A short history

In fifth grade, at my local Chicago Public School, I received my first scholarship for Saturday Classes a the Art Institute of Chicago (AIC). I continued at the AIC for six years and recall this as my first encounter with ART. I graduated Northwestern University with a B. S. in 1953.  Afterwards, I received a Moholy-Nagy Scholarship to the Institute of Design (I D) at the Illinois Institute of Technology and graduated with a M. S. Degree in Art  (1956).

In 1967, I was one of the few women to receive a Tamarind Lithography Workshop Grant (Ford Foundation) in Los Angeles.

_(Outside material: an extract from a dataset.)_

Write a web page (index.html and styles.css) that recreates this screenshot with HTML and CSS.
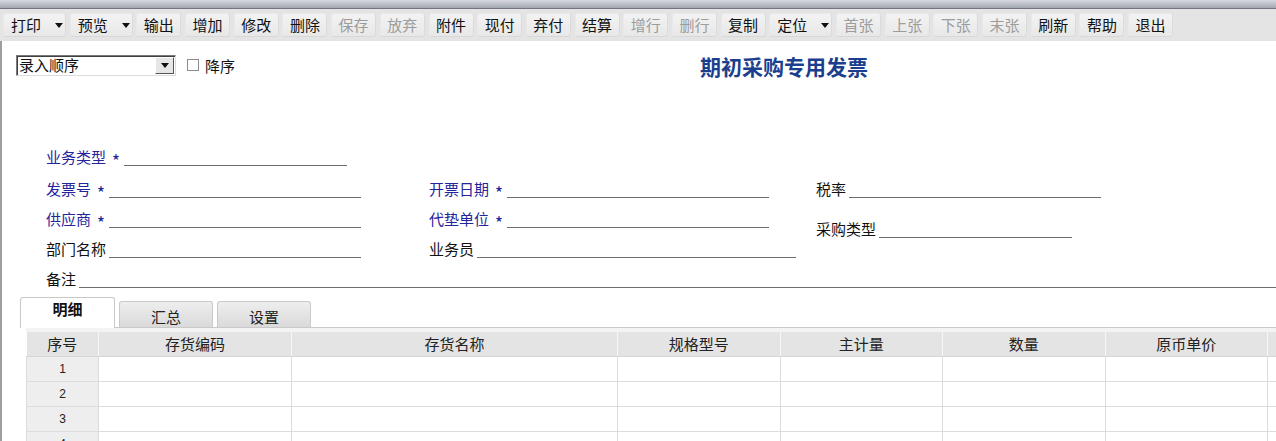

My receipt of a Chicago Arts Council Grant and subsequent work to paint a fresco room at the Sulzer Public Library (Chicago) in the early 1980s landed me in the midst of a national debate about Public Art. I was one of the first women Professors of Art at the University of Illinois at Chicago (1970 -83) and taught subjects ranging from drawing to contemporary theory.  Later, connecting my graduate work in Spanish Literature at the University of Chicago (1985-86) with studies of flamenco and Spanish Art at the Prado in Madrid opened a new dialogue between diverse disciplines for me. 

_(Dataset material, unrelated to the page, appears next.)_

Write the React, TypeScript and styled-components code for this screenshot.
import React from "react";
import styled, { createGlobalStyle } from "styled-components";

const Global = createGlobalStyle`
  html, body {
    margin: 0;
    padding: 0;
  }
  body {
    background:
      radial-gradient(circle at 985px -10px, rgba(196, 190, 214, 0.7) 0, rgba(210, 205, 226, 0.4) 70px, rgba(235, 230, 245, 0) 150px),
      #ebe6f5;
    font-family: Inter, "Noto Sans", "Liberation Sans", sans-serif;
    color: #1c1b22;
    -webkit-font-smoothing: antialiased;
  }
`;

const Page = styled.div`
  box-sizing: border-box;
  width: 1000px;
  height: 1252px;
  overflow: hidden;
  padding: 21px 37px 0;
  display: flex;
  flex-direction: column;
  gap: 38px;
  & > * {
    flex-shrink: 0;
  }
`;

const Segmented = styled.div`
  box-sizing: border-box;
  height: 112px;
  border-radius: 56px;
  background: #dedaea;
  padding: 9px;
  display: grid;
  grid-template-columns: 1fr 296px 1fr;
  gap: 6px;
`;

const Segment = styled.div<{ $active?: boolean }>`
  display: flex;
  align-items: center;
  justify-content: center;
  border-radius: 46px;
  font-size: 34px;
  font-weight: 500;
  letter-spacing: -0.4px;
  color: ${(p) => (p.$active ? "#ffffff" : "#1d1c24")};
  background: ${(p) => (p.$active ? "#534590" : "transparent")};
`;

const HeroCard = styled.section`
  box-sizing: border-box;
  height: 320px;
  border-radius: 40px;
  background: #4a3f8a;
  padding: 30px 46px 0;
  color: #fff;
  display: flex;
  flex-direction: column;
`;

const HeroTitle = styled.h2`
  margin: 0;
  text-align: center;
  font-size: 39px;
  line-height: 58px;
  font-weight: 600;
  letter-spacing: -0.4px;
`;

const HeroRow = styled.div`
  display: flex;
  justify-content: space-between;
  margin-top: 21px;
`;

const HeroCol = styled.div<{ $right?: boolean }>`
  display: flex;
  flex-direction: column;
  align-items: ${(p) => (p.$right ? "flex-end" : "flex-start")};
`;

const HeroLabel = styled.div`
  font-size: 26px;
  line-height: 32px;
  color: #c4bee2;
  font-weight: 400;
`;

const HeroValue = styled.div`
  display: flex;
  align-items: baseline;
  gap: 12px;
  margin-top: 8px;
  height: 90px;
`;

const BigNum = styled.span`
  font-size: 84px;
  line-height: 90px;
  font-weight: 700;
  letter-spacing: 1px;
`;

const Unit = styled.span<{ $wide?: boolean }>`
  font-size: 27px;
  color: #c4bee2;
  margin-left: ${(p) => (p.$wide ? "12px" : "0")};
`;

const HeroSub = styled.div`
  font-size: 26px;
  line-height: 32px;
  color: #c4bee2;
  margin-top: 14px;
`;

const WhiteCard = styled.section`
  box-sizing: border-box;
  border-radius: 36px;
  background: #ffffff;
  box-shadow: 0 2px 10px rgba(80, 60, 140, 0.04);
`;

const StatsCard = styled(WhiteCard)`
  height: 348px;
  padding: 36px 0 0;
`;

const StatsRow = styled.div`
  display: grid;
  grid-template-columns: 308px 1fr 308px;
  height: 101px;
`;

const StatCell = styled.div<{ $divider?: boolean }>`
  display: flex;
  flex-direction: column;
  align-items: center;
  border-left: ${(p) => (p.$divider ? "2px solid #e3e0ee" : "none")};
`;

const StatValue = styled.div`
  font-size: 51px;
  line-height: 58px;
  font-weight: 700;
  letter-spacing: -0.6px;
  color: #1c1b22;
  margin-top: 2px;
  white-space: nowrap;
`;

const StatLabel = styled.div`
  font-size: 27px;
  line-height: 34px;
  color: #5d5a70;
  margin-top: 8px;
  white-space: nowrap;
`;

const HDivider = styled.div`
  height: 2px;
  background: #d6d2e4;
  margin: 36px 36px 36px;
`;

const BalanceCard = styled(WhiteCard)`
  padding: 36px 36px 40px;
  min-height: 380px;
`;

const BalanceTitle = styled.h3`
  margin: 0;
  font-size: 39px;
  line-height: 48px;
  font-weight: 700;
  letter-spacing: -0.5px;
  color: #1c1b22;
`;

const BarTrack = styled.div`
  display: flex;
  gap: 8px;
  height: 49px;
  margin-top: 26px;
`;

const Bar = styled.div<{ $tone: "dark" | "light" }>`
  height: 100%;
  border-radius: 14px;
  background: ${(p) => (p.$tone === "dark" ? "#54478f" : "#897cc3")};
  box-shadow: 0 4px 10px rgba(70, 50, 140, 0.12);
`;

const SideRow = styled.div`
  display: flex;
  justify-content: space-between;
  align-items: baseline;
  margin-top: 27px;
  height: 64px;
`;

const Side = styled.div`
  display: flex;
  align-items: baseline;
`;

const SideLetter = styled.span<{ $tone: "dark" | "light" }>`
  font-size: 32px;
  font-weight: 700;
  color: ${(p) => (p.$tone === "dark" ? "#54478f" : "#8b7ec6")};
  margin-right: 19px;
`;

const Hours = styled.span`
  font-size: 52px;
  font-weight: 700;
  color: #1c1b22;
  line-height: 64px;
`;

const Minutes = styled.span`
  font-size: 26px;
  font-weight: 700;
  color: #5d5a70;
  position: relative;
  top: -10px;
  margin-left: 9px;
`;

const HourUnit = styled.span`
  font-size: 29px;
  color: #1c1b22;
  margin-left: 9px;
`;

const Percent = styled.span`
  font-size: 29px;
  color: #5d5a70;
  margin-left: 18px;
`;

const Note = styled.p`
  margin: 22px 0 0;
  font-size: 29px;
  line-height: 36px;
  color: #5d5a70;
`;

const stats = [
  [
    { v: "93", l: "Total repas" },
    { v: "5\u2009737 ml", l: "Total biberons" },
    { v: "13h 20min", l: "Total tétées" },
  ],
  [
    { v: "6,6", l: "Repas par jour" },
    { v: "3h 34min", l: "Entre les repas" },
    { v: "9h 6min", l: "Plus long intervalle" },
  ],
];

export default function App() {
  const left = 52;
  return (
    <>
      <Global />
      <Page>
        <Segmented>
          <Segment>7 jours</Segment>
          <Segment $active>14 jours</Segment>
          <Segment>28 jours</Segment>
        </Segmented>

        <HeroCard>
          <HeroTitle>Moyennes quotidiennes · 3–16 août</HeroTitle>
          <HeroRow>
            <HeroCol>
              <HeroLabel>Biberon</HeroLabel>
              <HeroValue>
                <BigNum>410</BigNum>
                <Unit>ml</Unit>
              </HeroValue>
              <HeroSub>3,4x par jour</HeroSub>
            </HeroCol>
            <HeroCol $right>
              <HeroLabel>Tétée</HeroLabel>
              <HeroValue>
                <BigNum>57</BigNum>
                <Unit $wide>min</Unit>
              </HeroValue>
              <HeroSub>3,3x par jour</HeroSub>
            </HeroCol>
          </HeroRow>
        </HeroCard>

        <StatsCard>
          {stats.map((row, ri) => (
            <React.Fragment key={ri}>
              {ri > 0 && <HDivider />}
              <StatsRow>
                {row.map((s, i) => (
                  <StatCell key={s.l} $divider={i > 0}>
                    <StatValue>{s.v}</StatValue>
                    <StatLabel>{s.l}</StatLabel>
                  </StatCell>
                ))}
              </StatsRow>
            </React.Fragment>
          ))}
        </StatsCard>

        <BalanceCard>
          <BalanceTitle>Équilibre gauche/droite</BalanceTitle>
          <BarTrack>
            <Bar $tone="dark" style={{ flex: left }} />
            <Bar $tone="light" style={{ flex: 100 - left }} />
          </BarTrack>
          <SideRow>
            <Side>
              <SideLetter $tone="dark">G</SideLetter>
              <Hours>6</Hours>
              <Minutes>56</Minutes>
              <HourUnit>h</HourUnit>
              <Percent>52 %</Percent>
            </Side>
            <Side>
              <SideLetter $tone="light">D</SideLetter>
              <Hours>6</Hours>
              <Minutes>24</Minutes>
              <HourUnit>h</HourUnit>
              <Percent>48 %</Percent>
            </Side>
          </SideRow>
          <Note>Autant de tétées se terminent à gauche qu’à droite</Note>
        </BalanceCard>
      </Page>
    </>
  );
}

Over the years, I’ve exhibited in galleries and museums and am part of their permanent collections as well: The Art Institute of Chicago; The Museum of Contemporary Art, Chicago; Museum of Modern Art; Los Angeles County Museum of Art; The Museum of Fine Arts, Houston; The California Palace of the Legion of Honor, San Francisco, The Brooklyn Arts Museum, Van Abbemuseum, Eindhoven, Holland; Karlsruhe Museum, Stuttgart, Germany, and others.

My visits to the great gardens in Europe, the British Isles, Iran, India, and the Far East have strongly influenced some of my work. As well, my stewardship of 21 acres of land in rural Indiana inspired me profoundly. There, a garden, a pond, fields, forests, streams, an aging apple orchard, cornfields, meadows, and dogs, lots of dogs, contributed to who I am as an artist and human being.


The Pix*

These are landscapes that I view with intensity and affection therefore the original impression, a shot, a photograph, needs to be altered by various means. I shape their memory to produce a kind of aura and I give them my own meaning through this new translation.  Sometimes I reduce to find the essence, other times I embellish. Perhaps I impose a narrative on myself because I have a vague aspiration that the process of alteration can illuminate some longing, some review of events that have passed, that they would have a haunting ambiguity to me. I very much like to think of the final print* as an object to be viewed with pleasure as well as some provocation. 

*Archival Ink Jet prints, dimensions variable.